Below are the records. List every line holding the word "this".
## BEGIN Data to process
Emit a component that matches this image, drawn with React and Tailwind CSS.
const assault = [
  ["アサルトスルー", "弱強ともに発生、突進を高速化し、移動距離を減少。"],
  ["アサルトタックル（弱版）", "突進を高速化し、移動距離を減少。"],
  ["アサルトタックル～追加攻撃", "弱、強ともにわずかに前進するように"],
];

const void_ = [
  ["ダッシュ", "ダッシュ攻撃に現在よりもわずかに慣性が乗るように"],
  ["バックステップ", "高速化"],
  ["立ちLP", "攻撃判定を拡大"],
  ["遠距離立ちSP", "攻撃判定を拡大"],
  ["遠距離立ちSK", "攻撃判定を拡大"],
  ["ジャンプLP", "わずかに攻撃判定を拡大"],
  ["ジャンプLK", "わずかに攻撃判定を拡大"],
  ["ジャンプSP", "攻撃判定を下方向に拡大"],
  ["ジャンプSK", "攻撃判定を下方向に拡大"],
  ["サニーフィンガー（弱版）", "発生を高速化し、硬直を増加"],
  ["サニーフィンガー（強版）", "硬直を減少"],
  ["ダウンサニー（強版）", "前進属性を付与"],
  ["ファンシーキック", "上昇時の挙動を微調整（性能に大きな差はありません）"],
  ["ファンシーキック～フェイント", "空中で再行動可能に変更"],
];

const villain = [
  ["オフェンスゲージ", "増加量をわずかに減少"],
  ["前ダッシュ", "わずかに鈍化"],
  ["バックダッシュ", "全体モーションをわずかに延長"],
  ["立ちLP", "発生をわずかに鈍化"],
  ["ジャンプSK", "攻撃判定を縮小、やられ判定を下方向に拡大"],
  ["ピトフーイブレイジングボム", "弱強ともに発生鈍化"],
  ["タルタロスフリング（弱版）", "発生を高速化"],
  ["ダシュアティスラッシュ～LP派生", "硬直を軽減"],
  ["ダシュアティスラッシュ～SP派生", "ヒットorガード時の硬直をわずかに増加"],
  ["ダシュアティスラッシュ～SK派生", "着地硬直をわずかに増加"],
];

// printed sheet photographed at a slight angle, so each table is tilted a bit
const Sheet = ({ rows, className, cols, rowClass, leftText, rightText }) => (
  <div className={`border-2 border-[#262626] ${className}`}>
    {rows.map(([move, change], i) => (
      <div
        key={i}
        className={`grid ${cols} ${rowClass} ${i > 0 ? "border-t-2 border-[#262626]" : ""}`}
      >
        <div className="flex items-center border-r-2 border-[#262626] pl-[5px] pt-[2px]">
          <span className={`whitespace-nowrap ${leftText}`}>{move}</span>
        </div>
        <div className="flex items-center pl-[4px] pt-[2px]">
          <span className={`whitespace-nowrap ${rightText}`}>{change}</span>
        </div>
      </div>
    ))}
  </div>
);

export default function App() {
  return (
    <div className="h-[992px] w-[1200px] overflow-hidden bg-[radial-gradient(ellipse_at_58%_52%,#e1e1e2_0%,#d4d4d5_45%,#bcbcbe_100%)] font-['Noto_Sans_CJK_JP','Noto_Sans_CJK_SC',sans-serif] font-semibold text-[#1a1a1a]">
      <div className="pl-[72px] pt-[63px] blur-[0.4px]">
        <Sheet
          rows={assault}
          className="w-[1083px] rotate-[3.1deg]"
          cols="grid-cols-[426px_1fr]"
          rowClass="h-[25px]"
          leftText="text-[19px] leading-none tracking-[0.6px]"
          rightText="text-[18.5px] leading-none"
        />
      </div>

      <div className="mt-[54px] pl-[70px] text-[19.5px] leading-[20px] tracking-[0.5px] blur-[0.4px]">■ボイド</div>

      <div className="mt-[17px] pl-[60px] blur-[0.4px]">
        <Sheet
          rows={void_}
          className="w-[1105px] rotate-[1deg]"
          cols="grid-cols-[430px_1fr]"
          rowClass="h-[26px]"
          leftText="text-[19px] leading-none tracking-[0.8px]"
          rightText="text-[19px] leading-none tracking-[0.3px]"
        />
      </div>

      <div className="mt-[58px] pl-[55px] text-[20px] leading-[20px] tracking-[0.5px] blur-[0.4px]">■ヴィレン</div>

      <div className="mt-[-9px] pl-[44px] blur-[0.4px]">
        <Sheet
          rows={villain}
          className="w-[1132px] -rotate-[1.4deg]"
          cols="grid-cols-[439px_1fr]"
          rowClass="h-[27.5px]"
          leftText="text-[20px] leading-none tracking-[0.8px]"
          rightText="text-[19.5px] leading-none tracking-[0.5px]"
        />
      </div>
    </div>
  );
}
## END Data to process
## BEGIN Data to process
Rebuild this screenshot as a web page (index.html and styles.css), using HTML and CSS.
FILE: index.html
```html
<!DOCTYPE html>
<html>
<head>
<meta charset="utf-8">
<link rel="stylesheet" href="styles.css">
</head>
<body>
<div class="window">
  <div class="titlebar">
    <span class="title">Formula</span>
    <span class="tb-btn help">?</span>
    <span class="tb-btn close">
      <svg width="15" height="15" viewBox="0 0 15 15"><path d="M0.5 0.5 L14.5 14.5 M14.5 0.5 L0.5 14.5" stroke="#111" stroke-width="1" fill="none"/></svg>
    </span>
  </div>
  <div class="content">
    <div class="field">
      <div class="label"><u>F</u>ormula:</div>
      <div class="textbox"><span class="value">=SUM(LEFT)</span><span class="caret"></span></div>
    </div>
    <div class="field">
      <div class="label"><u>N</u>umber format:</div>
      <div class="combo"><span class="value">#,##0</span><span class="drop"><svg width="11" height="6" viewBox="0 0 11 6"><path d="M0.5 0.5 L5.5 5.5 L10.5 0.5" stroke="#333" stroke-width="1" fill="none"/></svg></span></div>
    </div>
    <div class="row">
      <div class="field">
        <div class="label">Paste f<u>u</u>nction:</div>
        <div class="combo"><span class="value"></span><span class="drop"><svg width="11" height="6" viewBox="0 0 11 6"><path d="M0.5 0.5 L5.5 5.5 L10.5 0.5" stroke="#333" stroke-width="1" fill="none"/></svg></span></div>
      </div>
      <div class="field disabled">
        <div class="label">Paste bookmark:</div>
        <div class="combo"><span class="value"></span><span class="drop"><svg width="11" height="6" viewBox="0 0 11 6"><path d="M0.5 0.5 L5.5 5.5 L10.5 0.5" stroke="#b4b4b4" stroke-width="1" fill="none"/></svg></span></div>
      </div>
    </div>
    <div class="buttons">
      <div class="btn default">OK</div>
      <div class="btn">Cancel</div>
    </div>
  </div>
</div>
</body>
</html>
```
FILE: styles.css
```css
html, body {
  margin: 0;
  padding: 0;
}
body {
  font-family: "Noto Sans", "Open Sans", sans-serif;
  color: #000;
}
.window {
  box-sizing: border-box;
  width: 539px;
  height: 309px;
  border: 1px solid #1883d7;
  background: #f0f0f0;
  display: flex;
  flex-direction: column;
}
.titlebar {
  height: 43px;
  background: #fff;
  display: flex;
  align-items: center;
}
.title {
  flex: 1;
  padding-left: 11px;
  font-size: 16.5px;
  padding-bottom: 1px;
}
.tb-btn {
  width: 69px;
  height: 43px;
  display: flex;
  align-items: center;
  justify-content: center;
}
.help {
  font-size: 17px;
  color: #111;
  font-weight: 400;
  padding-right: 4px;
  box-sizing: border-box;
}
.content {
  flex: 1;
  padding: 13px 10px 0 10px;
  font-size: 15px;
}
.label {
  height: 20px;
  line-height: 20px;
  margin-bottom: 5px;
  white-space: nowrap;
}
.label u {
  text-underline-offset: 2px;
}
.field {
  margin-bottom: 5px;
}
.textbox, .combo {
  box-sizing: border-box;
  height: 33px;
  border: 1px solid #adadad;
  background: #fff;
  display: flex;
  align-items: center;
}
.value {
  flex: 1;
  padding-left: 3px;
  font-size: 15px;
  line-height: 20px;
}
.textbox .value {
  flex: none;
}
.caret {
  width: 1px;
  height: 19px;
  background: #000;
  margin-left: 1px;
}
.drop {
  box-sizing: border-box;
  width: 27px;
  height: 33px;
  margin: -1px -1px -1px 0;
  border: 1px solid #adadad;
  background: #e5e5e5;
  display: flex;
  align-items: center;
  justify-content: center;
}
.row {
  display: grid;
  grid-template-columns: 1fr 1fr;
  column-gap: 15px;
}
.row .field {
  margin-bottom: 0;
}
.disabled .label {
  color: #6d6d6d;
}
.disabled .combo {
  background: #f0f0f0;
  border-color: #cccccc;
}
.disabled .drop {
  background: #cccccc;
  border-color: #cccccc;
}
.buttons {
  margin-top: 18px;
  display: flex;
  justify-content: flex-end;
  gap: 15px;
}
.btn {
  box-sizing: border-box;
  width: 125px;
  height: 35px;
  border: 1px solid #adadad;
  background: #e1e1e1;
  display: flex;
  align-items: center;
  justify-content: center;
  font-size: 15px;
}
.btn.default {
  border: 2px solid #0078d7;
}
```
## END Data to process
Written solution:
Emit a component that matches this image, drawn with React and Tailwind CSS.
Rebuild this screenshot as a web page (index.html and styles.css), using HTML and CSS.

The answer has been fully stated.